# Task to carry out:
Pick every line with "TypeScript" from the material below.

# START OF Provided data

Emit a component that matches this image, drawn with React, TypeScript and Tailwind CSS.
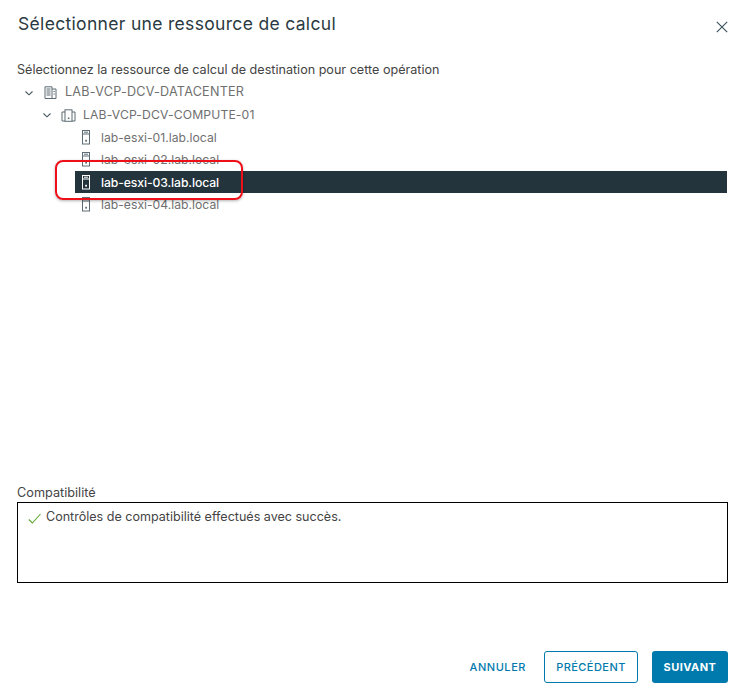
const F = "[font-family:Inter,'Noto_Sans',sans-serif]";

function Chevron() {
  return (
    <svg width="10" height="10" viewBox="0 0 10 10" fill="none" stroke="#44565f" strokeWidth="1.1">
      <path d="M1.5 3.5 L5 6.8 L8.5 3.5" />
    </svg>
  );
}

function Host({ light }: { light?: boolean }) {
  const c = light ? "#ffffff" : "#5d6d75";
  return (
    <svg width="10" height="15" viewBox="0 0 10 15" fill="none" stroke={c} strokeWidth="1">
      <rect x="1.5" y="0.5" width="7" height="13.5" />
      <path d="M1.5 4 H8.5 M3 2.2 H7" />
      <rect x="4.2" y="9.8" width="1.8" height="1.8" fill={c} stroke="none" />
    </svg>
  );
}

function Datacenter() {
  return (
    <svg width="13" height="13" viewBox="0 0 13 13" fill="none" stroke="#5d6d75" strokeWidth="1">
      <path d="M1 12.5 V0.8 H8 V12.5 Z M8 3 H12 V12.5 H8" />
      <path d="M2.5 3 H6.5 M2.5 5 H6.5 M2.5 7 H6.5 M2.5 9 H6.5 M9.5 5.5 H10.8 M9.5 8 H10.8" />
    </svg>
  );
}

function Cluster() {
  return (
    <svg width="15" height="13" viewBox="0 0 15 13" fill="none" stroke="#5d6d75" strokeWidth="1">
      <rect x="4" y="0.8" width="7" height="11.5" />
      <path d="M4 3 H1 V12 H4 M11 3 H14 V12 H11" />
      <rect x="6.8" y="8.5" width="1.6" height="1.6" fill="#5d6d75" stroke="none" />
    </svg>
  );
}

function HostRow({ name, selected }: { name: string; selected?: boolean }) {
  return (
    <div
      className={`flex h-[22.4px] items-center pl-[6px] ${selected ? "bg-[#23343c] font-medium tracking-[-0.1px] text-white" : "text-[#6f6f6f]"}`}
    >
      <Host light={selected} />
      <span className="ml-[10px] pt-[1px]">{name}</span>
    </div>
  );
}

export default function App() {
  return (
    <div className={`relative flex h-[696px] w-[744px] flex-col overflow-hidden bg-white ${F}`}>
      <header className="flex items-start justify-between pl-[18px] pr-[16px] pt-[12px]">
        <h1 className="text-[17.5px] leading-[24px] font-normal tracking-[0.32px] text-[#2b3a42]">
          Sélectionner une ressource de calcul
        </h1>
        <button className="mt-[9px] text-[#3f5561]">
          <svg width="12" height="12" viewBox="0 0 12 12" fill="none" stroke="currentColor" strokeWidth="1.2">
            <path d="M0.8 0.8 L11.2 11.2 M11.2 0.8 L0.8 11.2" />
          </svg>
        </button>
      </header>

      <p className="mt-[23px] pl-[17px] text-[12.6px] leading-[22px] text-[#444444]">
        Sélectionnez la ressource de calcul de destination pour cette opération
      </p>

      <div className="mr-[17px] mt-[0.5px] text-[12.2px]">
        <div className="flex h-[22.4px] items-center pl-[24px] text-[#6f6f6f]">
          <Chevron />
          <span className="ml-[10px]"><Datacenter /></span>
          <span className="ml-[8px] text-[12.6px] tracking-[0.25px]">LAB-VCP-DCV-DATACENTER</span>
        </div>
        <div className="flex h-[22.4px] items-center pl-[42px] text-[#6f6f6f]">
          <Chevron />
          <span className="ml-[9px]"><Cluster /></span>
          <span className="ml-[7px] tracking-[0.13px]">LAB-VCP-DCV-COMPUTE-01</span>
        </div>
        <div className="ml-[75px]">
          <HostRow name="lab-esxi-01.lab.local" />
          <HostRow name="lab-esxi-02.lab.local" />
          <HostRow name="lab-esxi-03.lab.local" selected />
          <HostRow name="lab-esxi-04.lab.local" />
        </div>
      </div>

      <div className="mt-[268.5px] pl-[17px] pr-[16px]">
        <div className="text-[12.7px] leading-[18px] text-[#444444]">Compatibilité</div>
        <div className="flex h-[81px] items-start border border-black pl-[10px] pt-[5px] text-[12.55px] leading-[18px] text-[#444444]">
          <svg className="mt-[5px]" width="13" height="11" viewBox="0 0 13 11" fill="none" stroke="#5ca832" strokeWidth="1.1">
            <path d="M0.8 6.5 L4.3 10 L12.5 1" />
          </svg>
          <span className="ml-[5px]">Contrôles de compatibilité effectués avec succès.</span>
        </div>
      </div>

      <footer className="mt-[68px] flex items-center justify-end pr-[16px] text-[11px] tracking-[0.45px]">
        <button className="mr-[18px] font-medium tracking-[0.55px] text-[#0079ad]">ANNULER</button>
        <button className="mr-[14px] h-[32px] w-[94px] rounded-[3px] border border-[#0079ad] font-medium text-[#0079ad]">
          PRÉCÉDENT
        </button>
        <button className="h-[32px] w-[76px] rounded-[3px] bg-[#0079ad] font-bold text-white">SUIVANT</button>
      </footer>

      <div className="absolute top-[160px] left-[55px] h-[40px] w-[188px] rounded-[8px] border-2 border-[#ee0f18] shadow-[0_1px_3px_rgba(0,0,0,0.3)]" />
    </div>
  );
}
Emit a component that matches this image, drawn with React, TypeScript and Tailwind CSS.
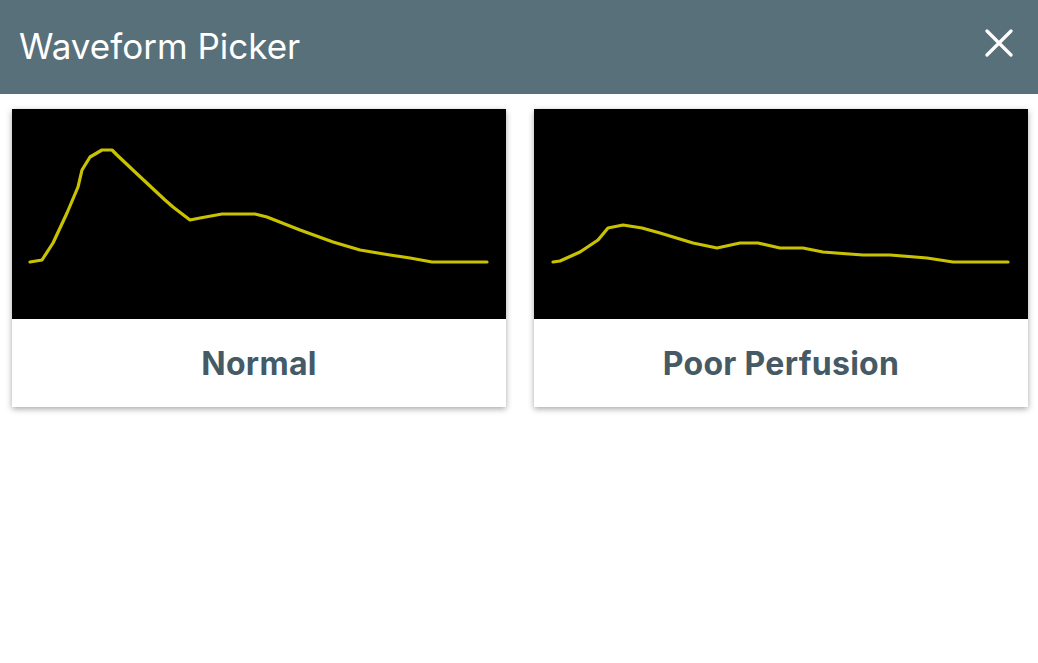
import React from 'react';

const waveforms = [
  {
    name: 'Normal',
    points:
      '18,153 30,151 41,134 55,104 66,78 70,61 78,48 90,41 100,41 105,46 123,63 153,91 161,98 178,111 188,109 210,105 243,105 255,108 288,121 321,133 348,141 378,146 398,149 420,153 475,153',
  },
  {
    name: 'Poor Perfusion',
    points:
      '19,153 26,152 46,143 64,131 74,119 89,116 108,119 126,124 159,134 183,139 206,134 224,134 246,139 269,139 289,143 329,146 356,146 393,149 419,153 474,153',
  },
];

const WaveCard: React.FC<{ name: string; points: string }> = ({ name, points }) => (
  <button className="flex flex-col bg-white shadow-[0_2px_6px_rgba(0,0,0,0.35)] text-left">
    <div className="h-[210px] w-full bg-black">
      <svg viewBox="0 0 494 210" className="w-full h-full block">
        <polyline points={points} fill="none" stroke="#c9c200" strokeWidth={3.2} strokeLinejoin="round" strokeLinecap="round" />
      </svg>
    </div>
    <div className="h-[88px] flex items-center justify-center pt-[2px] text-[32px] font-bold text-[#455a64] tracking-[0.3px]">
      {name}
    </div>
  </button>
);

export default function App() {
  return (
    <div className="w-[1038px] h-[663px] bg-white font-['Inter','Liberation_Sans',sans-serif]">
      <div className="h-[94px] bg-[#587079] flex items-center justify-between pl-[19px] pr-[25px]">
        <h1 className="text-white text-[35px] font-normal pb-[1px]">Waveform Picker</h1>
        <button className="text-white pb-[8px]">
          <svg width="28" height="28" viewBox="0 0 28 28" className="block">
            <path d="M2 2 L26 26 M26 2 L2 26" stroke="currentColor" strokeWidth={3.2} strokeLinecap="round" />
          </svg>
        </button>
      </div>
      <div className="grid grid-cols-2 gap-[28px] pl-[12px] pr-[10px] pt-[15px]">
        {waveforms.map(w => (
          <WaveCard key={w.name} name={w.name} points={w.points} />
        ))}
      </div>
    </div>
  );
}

# END OF Provided data
# START OF Provided data

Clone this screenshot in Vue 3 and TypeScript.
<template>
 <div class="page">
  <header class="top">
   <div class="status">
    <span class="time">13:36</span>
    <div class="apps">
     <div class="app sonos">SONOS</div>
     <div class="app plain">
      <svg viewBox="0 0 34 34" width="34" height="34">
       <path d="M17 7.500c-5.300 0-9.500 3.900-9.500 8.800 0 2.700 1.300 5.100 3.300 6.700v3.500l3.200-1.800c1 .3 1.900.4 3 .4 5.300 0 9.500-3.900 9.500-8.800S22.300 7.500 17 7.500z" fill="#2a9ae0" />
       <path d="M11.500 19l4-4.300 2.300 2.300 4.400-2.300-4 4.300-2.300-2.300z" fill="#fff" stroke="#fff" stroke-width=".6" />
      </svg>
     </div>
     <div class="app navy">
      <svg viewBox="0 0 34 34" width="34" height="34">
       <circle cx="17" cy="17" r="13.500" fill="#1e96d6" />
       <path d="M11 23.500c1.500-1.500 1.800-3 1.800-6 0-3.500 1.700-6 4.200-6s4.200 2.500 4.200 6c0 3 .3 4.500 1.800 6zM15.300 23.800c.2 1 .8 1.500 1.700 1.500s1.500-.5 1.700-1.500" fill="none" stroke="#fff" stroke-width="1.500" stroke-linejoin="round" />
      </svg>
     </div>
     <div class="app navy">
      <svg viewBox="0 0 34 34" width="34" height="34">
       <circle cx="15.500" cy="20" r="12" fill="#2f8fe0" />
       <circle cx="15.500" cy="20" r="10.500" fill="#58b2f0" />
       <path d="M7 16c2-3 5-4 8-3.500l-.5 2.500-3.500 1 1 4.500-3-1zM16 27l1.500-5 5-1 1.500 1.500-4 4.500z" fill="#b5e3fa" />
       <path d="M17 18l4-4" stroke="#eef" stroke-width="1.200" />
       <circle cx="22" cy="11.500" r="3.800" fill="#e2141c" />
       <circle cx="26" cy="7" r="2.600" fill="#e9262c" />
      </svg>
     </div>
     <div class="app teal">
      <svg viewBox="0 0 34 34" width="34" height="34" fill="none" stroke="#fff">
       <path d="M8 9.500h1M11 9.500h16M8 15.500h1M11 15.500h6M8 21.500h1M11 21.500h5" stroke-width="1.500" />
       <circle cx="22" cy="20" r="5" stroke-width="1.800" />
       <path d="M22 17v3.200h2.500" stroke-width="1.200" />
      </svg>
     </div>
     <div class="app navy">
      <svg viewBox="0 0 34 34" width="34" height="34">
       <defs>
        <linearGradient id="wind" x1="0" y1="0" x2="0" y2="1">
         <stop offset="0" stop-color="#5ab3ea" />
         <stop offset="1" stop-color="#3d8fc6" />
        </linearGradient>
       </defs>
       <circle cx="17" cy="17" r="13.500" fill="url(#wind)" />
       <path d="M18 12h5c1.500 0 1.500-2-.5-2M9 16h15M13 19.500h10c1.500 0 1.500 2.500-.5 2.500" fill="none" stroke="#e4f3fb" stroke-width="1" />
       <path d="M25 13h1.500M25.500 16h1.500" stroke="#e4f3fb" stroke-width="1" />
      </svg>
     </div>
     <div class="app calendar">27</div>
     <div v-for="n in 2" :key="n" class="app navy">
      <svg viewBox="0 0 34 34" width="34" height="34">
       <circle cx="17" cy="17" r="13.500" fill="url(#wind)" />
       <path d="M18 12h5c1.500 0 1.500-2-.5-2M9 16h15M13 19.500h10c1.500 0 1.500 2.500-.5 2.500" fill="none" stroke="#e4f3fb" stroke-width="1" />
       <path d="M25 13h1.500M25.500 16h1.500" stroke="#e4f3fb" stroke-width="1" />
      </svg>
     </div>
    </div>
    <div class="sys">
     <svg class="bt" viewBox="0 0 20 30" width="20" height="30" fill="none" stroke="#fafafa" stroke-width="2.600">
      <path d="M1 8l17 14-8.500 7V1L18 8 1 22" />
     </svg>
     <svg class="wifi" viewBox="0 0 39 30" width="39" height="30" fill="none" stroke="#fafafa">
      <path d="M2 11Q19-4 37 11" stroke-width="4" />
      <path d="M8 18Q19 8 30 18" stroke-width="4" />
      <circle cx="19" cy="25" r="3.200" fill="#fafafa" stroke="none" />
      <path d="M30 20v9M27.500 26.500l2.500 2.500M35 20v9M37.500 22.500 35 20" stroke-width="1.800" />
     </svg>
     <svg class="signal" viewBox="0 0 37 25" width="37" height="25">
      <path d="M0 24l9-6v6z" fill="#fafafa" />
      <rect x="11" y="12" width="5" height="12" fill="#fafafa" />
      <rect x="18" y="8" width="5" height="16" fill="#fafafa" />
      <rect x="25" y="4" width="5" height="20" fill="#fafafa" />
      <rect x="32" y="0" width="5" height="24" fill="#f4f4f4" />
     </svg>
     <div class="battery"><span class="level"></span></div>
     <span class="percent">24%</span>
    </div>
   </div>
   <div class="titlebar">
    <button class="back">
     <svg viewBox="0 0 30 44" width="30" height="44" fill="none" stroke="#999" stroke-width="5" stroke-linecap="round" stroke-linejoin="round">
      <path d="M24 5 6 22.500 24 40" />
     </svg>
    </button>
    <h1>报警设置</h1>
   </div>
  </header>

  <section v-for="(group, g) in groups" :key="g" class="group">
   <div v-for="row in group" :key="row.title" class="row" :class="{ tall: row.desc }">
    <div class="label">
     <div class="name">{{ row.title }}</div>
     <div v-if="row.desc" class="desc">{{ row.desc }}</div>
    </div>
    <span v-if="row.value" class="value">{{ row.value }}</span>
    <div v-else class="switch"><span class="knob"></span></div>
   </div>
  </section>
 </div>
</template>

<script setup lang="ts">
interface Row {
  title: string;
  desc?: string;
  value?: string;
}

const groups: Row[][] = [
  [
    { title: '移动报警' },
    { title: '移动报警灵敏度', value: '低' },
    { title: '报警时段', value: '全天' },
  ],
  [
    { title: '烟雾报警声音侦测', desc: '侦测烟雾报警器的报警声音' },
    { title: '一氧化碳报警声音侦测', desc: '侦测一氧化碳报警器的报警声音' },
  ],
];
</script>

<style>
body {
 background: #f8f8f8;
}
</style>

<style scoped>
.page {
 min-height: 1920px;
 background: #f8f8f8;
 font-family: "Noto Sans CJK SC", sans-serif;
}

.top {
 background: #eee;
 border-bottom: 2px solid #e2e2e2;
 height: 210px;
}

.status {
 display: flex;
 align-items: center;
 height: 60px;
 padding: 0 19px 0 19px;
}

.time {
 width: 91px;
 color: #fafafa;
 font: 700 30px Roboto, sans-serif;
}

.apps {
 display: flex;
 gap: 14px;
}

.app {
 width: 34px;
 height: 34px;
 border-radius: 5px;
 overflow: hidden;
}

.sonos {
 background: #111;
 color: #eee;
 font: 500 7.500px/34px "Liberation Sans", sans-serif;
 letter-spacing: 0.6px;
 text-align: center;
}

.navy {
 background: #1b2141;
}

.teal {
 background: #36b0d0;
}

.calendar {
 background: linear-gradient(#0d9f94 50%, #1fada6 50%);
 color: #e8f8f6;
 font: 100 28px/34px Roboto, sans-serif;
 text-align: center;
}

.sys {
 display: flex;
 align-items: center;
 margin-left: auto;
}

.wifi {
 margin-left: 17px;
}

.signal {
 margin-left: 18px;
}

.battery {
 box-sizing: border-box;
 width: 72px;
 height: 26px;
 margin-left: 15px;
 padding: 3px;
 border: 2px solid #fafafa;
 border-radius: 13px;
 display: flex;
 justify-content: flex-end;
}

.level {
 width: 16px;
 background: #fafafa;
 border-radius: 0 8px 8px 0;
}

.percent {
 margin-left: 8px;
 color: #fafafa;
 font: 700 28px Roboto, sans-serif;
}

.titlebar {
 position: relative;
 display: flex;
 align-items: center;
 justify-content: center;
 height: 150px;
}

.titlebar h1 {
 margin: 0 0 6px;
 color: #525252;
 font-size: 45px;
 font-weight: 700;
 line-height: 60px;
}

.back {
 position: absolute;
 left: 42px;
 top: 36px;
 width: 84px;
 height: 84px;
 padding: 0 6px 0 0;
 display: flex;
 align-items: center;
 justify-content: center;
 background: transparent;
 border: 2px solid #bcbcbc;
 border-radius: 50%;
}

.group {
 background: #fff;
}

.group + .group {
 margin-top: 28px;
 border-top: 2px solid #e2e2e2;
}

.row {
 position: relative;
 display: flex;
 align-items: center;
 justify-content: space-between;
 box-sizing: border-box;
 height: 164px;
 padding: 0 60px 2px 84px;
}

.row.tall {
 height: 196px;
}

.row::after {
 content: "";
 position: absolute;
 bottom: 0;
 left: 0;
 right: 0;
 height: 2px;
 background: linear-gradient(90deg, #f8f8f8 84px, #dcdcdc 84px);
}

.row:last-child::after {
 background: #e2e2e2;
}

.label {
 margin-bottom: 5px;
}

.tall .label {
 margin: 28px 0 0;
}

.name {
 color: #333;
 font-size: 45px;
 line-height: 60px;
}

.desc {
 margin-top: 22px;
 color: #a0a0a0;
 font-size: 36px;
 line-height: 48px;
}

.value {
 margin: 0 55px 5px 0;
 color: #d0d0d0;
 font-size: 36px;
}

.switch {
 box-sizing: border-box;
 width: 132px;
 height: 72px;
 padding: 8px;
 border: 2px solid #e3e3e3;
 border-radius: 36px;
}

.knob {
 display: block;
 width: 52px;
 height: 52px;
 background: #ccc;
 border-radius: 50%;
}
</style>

# END OF Provided data
# START OF Provided data

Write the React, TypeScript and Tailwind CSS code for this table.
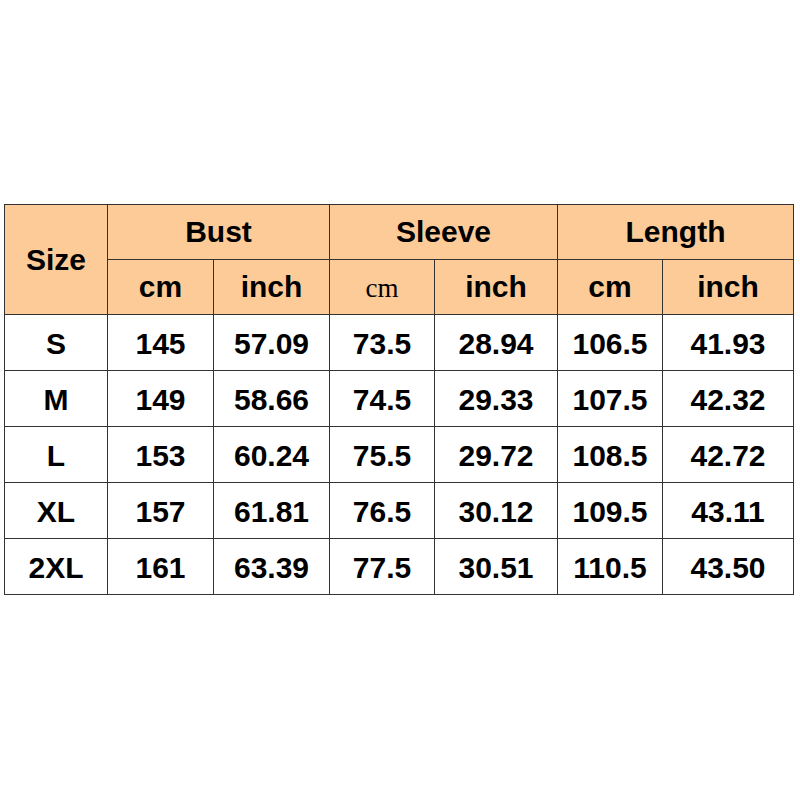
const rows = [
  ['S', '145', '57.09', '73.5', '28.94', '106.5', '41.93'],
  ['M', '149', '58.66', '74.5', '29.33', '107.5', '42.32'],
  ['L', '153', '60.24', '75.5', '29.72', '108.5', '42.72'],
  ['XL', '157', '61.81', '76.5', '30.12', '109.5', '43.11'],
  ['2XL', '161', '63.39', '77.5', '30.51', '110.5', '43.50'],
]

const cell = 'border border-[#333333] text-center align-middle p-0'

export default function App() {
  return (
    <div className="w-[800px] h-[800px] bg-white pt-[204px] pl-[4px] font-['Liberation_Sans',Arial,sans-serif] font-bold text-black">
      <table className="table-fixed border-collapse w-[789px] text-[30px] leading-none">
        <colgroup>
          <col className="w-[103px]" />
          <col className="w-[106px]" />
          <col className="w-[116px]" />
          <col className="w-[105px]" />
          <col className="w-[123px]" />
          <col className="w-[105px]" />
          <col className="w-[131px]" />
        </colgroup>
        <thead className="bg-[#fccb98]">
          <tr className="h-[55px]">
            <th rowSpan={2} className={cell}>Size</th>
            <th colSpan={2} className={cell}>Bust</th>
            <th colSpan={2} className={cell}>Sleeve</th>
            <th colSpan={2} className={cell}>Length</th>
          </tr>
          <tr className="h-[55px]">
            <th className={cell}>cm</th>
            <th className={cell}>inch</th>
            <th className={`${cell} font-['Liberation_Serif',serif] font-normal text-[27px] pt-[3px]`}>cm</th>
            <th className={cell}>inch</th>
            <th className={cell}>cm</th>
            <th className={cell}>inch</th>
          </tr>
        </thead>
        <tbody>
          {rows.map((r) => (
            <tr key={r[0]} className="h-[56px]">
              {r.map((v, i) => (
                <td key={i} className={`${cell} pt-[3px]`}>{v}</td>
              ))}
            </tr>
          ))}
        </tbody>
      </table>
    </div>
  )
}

# END OF Provided data

# Complete response:
Emit a component that matches this image, drawn with React, TypeScript and Tailwind CSS.
Emit a component that matches this image, drawn with React, TypeScript and Tailwind CSS.
Clone this screenshot in Vue 3 and TypeScript.
Write the React, TypeScript and Tailwind CSS code for this table.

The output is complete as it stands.